As we got back to marina, the engine stopped while we had to go thru the long channel, against the wind, between beacons. We ran out of fuel! I took Natalia into the dinghy to bring her back on shore. We had enough gas to reach the Marina. She found a formula-one taxi driver and could be on time in her office. Crewman escaped as soon as El Coyote touched the pontoon. « Les rats quittent le navire! » Probably he got some words with the owner. I spent sometimes cleaning up the boat, clearing ropes and accessories and enjoying Gary’s nice company. I love working on boats. I was not in a rush for going back to the city. I enjoyed spending some extra time in a beautiful nautical environment. It was like being in an Oasis. At the end of this day, started my last hours in Pattaya.

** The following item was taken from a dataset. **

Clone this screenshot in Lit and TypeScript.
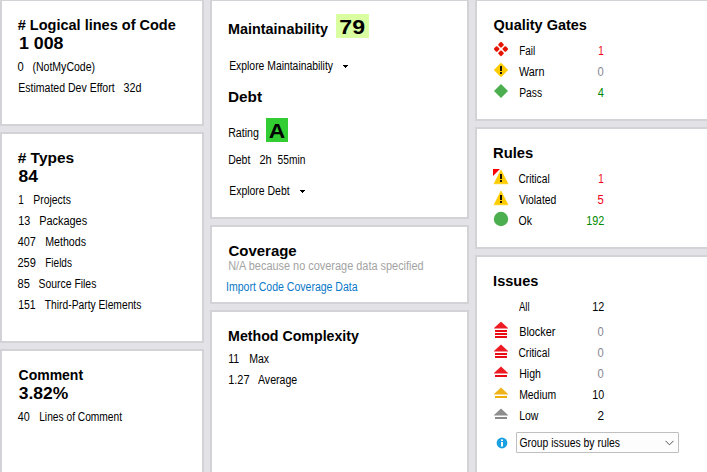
import { LitElement, html, css, svg, nothing } from "lit";
import { customElement, property } from "lit/decorators.js";
import { styleMap } from "lit/directives/style-map.js";

const FAMILY = '"Liberation Sans", Arial, sans-serif';
const OVERSAMPLE = 20;
const ctx = document.createElement("canvas").getContext("2d")!;

/** One run of text condensed so that its ink spans exactly its box. */
@customElement("fit-text")
class FitText extends LitElement {
  @property() text = "";
  @property() weight = "normal";
  @property({ type: Number }) size = 12;
  @property({ type: Number }) gap = 0;
  @property({ type: Number }) w = 0;
  static styles = css`
    :host { display: block; flex: none; }
    .box { display: block; }
    .run { display: inline-block; white-space: pre; transform-origin: 0 0; }
  `;
  render() {
    ctx.font = `${this.weight} ${this.size * OVERSAMPLE}px ${FAMILY}`;
    const m = ctx.measureText(this.text);
    const left = m.actualBoundingBoxLeft / OVERSAMPLE;
    const ink = left + m.actualBoundingBoxRight / OVERSAMPLE;
    const k = this.w / ink;
    const dx = left * k;
    return html`<span class="box" style=${styleMap({ width: `${this.w}px`, marginLeft: `${this.gap}px` })}><span class="run" style=${styleMap({ transform: `translateX(${dx}px) scaleX(${k})` })}>${this.text}</span></span>`;
  }
}

type Run = [string, number, number];
const FONTS: Record<string, [string, number]> = { title: ["bold", 14.5], value: ["bold", 17], body: ["normal", 12], score: ["bold", 20] };

const runs = (kind: string, origin: number, list: Run[]) => {
  let at = origin;
  return list.map(([text, from, to]) => {
    const gap = from - at;
    at = to;
    const [weight, size] = FONTS[kind];
    return html`<fit-text .text=${text} .weight=${weight} .size=${size} .gap=${gap} .w=${to - from}></fit-text>`;
  });
};

const stack = (color: string, bar: string, top: number, bars: number[]) => svg`
  <path d="M8 ${top - 0.4}L15 ${top + 6}V${top + 6.5}H1V${top + 6}Z" fill=${color}/>
  ${bars.map((y) => svg`<rect x="2" y=${y} width="12" height="2" fill=${bar}/>`)}`;

const triangle = svg`<path d="M8 1L15 14.8H1Z" fill="#fc0" stroke="#fc0" stroke-width=".6" stroke-linejoin="round"/><path d="M7 5h2v5h-2zM7 11h2v2h-2z" fill="#1a1300"/>`;
const petal = (x: number, y: number) => svg`<rect x=${x - 2.3} y=${y - 2.3} width="4.6" height="4.6" rx="1.1" transform="rotate(45 ${x} ${y})" fill="#e51400"/>`;

const ICONS: Record<string, unknown> = {
  fail: svg`${petal(8, 3.7)}${petal(8, 12.3)}${petal(3.7, 8)}${petal(12.3, 8)}`,
  warn: svg`<path d="M8 .8L15.2 8 8 15.2.8 8Z" fill="#fc0"/><path d="M7 4h2v5h-2zM7 10h2v2h-2z" fill="#1a1300"/>`,
  pass: svg`<path d="M8 1L15 8 8 15 1 8Z" fill="#4bae4f"/>`,
  critical: svg`${triangle}<path d="M0 0H7L0 7Z" fill="#f00"/>`,
  violated: triangle,
  ok: svg`<circle cx="8" cy="8" r="7.2" fill="#4bae4f"/>`,
  blocker: stack("#ed1c24", "#e80c14", 0, [8, 11, 14]),
  severe: stack("#ed1c24", "#e80c14", 2, [10, 13]),
  high: stack("#ed1c24", "#e80c14", 3, [11]),
  medium: stack("#efb41c", "#efae08", 3, [11]),
  low: stack("#8e8e8e", "#8a8a8a", 3, [11]),
};

const stat = (icon: string, label: Run, count: Run, tone: string, cls = "") => html`
  <div class="line body ${cls}">
    <svg class="icon" viewBox="0 0 16 16">${ICONS[icon] ?? nothing}</svg>
    ${runs("body", 509, [label])}
    <div class="${tone}">${runs("body", label[2], [count])}</div>
  </div>`;

const title = (origin: number, r: Run) => html`<div class="line title">${runs("title", origin, [r])}</div>`;
const value = (r: Run) => html`<div class="line value">${runs("value", 18, [r])}</div>`;
const body = (cls: string, origin: number, ...r: Run[]) => html`<div class="line body ${cls}">${runs("body", origin, r)}</div>`;
const caret = html`<svg class="caret" viewBox="0 0 5 3"><path d="M0 0H5V1H4V2H3V3H2V2H1V1H0Z"/></svg>`;

@customElement("app-root")
class AppRoot extends LitElement {
  static styles = css`
    :host {
      display: block; width: 707px; height: 472px; overflow: hidden;
      background: #e3e2e7; color: #000; font: 12px "Liberation Sans", Arial, sans-serif;
    }
    .board { display: grid; grid-template-columns: 204px 259px 240px; column-gap: 6px; height: 480px; margin-top: -1px; }
    .col { display: flex; flex-direction: column; gap: 6px; }
    .card { box-sizing: border-box; flex: none; background: #fff; border: 2px solid #d3d2d7; padding: 16px 0 0 16px; }
    .grow { flex: 1; }
    .h127 { height: 127px; } .h211 { height: 211px; } .h220 { height: 220px; }
    .h79 { height: 79px; } .h122 { height: 122px; }
    .tall { padding-top: 13px; }
    .line { display: flex; }
    .title { height: 16px; font: bold 14.5px/16px "Liberation Sans", Arial, sans-serif; }
    .value { height: 19px; margin-top: 1px; font: bold 17px/19px "Liberation Sans", Arial, sans-serif; }
    .body { height: 16px; line-height: 16px; margin-top: 5px; }
    .m6 { margin-top: 6px; } .m7 { margin-top: 7px; } .m10 { margin-top: 10px; }
    .m15 { margin-top: 15px; } .m20 { margin-top: 20px; } .m9 { margin-top: 9px; } .tight { margin-top: -1px; }
    .scored { display: flex; height: 24px; }
    .scored .line { margin-top: 7px; }
    .rating { margin-top: 13px; }
    .second { margin-top: 15px; }
    .badge { height: 24px; font: bold 20px/24px "Liberation Sans", Arial, sans-serif; }
    .b79 { width: 33px; margin-left: 8px; background: #d9ffa0; }
    .b79 fit-text, .ba fit-text { margin-top: 1px; }
    .ba { width: 22px; margin-left: 8px; background: #32cd32; }
    .caret { width: 5px; height: 3px; margin: 7px 0 0 10.5px; }
    .na { color: #a3a3a3; }
    .link { color: #0a78c8; margin-left: -2px; }
    .icon { width: 16px; height: 16px; margin-top: -2px; flex: none; }
    .red { color: #f00014; } .gray { color: #858590; } .green { color: #008a00; } .black { color: #000; }
    .pick { display: flex; margin: 8px 0 0 1px; }
    .info { width: 12px; height: 12px; margin: 5px 8px 0 2px; }
    .select {
      box-sizing: border-box; display: flex; justify-content: space-between; width: 163px; height: 21px;
      border: 1px solid #bfbfbf; border-radius: 1px; background: #fdfdfd; padding: 2px 4px 0 2px; line-height: 16px;
    }
    .chev { width: 9px; height: 6px; margin: 5px 0 0; }
  `;
  render() {
    return html`<div class="board">
      <div class="col">
        <section class="card h127">
          ${title(18, ["# Logical lines of Code", 18.3, 175.7])}
          ${value(["1 008", 20, 63])}
          ${body("m6", 18, ["0", 18.3, 23.7], ["(NotMyCode)", 33.3, 94.8])}
          ${body("", 18, ["Estimated Dev Effort", 18.7, 114.3], ["32d", 124.3, 141.2])}
        </section>
        <section class="card h211">
          ${title(18, ["# Types", 18.3, 73.7])}
          ${value(["84", 18.7, 37.7])}
          ${body("m6", 18, ["1", 19, 23.3], ["Projects", 33.7, 70.3])}
          ${body("", 18, ["13", 19, 29.7], ["Packages", 39.7, 86.5])}
          ${body("", 18, ["407", 18.3, 35.7], ["Methods", 45.7, 85.3])}
          ${body("", 18, ["259", 18.3, 35.7], ["Fields", 45.7, 71.3])}
          ${body("", 18, ["85", 18.3, 29.7], ["Source Files", 39.3, 96.3])}
          ${body("", 18, ["151", 19, 35.2], ["Third-Party Elements", 45.3, 141.3])}
        </section>
        <section class="card grow">
          ${title(18, ["Comment", 18.7, 82.7])}
          ${value(["3.82%", 18.7, 67.7])}
          ${body("m6", 18, ["40", 18.3, 29.7], ["Lines of Comment", 39.7, 121.7])}
        </section>
      </div>
      <div class="col">
        <section class="card h220 tall">
          <div class="scored">
            ${title(228, ["Maintainability", 229, 328])}
            <div class="badge b79">${runs("score", 336, [["79", 340.3, 364.7]])}</div>
          </div>
          <div class="line body m20">${runs("body", 228, [["Explore Maintainability", 229.7, 332.7]])}${caret}</div>
          <div class="second">${title(228, ["Debt", 229, 262])}</div>
          <div class="scored rating">
            ${body("", 228, ["Rating", 228.7, 258])}
            <div class="badge ba">${runs("score", 266, [["A", 269, 284.7]])}</div>
          </div>
          ${body("m10", 228, ["Debt", 228.7, 250], ["2h", 260, 271], ["55min", 278.3, 305])}
          <div class="line body m15">${runs("body", 228, [["Explore Debt", 229.7, 289.3]])}${caret}</div>
        </section>
        <section class="card h79">
          ${title(228, ["Coverage", 228.7, 296])}
          ${body("tight na", 228, ["N/A because no coverage data specified", 228.7, 423.3])}
          ${body("link", 226, ["Import Code Coverage Data", 226.7, 357.3])}
        </section>
        <section class="card grow">
          ${title(228, ["Method Complexity", 229, 359])}
          ${body("m7", 228, ["11", 229, 238.7], ["Max", 249.7, 268.7])}
          ${body("", 228, ["1.27", 229, 249], ["Average", 258.3, 297])}
        </section>
      </div>
      <div class="col">
        <section class="card h122">
          ${title(493, ["Quality Gates", 493.7, 586])}
          ${stat("fail", ["Fail", 519.5, 534], ["1", 598.7, 603], "red", "m10")}
          ${stat("warn", ["Warn", 519.3, 544], ["0", 598.3, 603.7], "gray")}
          ${stat("pass", ["Pass", 519.5, 541.3], ["4", 598, 603.7], "green")}
        </section>
        <section class="card h122">
          ${title(493, ["Rules", 494, 532.7])}
          ${stat("critical", ["Critical", 519, 549], ["1", 598.7, 603], "red", "m10")}
          ${stat("violated", ["Violated", 519.3, 556], ["5", 598.3, 603.7], "red")}
          ${stat("ok", ["Ok", 519, 532], ["192", 587, 603.7], "green")}
        </section>
        <section class="card grow">
          ${title(493, ["Issues", 494, 537.7])}
          ${stat("", ["All", 519.3, 529.3], ["12", 593, 603.7], "black", "m10")}
          ${stat("blocker", ["Blocker", 519.5, 554.7], ["0", 598.3, 603.7], "gray", "m9")}
          ${stat("severe", ["Critical", 519, 549], ["0", 598.3, 603.7], "gray")}
          ${stat("high", ["High", 519.5, 539.7], ["0", 598.3, 603.7], "gray")}
          ${stat("medium", ["Medium", 519.5, 555], ["10", 593, 603.7], "black")}
          ${stat("low", ["Low", 519.5, 538], ["2", 598.3, 603.7], "black")}
          <div class="pick">
            <svg class="info" viewBox="0 0 12 12"><circle cx="6" cy="6" r="5.4" fill="#1ba1e2"/><path d="M5 2.5h2v1.5h-2zM5 5h2v4.5h-2z" fill="#fff"/></svg>
            <div class="select">
              ${runs("body", 519, [["Group issues by rules", 519.7, 619.3]])}
              <svg class="chev" viewBox="0 0 9 6"><path d="M.5 .8L4.5 4.8 8.5 .8" fill="none" stroke="#555"/></svg>
            </div>
          </div>
        </section>
      </div>
    </div>`;
  }
}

The last evening was the most simple of Pattaya’s one. It was not prepared. But it was perfect. A short time after sunset, we went again on Jomtien beach to take pictures. They are not my favorites. Nevertheless, taking them in an early quiet morning was a great moment of friendly team experience. Then, I was back in France. It was my turn to be under exhausting professional stress and tight schedule all over the cold, windy, grey, snowy and humid Europe. I was, at least, missing Thailand sun.